Bermuda’s government, eager to attract more cruise ships to its shores, is exploring the development of a cruise ship port at the historic town of St. George’s. “We are in conversations with the cruise industry reviewing the options for a cruise pier in St George’s,” said Shawn Crockwell, Bermuda’s tourism minister, in an address to the country’s legislature late last week.
Although it remains a popular Bermuda tourist destination, the port city of St. George’s is not currently used for cruise ship arrivals. The largest cruise ships visiting Bermuda use the Heritage Wharf and King’s Wharf facilities at the Royal Naval Dockyard. Small and medium-sized cruise ships also dock on Front Street in Hamilton, Bermuda’s capital city.
Anticipating the construction of a new terminal, Bermuda could attract 415,000 cruise ship passengers annually by 2015, according to a tourism ministry spokesman. The island expects to host 343,000 cruise ship arrivals in 2013.

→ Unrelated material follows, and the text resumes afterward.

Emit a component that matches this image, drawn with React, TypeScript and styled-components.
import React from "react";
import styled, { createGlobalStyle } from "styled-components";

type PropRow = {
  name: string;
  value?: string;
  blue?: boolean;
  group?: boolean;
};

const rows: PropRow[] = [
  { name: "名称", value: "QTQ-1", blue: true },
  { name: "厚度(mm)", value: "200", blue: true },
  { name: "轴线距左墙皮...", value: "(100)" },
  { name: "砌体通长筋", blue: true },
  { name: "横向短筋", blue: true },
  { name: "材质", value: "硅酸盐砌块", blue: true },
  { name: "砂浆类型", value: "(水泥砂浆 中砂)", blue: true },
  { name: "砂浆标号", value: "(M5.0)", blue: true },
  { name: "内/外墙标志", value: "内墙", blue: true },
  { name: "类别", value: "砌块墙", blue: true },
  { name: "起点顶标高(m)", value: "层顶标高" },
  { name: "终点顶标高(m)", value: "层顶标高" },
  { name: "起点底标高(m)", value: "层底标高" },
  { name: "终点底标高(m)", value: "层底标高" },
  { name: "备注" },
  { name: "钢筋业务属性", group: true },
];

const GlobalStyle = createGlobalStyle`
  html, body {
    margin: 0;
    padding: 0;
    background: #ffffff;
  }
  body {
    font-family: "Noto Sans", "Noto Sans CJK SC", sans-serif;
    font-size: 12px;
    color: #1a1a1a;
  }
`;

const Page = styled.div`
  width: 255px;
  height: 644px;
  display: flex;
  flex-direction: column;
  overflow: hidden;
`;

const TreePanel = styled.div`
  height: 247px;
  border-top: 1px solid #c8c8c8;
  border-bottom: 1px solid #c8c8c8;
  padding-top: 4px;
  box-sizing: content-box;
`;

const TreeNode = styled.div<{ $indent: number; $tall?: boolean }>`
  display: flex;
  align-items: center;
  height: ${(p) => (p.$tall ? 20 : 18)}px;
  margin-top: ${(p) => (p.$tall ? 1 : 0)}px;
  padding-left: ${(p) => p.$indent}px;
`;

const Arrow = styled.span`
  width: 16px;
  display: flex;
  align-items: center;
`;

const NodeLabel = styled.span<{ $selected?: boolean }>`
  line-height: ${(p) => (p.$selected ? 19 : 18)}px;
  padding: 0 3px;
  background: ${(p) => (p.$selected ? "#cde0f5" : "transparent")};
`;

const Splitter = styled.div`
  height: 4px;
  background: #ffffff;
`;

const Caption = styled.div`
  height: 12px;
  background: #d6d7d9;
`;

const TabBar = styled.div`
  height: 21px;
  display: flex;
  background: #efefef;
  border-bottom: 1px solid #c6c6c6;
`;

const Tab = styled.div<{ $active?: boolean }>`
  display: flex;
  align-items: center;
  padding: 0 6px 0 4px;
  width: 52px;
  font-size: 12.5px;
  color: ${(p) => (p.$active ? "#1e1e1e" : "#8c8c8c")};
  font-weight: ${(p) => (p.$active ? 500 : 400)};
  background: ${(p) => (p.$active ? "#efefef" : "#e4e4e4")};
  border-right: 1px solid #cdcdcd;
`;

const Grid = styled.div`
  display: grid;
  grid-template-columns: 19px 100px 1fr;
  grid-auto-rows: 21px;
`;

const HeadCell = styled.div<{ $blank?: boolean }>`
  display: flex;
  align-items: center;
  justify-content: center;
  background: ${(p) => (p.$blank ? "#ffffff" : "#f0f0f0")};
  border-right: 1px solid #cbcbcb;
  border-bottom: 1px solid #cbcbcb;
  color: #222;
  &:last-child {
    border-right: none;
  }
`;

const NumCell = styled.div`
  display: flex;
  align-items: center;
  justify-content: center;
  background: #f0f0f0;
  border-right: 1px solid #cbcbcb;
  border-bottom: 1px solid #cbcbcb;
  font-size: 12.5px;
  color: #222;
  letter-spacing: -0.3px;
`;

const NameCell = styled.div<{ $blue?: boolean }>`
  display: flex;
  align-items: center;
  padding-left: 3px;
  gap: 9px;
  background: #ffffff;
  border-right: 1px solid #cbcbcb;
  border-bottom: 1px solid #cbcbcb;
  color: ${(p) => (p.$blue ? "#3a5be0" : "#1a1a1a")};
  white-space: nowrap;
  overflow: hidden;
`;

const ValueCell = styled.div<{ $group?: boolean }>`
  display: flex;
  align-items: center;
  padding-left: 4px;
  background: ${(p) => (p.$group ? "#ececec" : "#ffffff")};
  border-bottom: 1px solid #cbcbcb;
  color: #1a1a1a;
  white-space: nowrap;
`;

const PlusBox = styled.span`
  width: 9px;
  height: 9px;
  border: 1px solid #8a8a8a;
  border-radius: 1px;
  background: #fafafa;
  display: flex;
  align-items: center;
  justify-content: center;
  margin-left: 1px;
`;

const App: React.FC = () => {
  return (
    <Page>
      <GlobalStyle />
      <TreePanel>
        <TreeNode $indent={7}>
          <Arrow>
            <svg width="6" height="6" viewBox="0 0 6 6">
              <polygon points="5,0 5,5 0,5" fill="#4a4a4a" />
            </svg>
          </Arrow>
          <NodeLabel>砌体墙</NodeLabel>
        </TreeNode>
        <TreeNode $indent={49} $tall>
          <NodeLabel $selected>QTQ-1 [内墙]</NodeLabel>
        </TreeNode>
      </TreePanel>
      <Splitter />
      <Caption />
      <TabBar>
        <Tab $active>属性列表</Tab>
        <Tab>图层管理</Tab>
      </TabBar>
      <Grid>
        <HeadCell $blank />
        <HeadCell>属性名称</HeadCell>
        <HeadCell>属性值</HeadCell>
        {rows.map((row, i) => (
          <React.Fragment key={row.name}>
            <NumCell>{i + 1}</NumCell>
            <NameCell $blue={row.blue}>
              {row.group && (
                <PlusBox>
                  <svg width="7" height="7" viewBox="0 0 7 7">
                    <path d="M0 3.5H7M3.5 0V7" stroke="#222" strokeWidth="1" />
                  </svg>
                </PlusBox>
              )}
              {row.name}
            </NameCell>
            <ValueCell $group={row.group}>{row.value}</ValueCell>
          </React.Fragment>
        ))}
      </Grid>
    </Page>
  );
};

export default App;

Bermuda’s national tourism plan, to be implemented by the recently approved Bermuda Tourism Authority, is also targeting 422,000 cruise visitor arrivals by 2022. “It is unlikely that the cruise visitors can be obtained with just the two cruise piers at Dockyard,” said a tourism ministry official quoted in the Bermuda Royal Gazette.
Bermuda recorded its largest cruise passenger total in 2011 with 410,000 passengers. The total included 24 regular seasonal calls by Holland America Line’s Veendam, which have since ceased. About 60 percent of tourists traveling to Bermuda arrive on cruise ships, with 40 percent coming to Bermuda by air. Crockwell has called that ratio “not balanced.”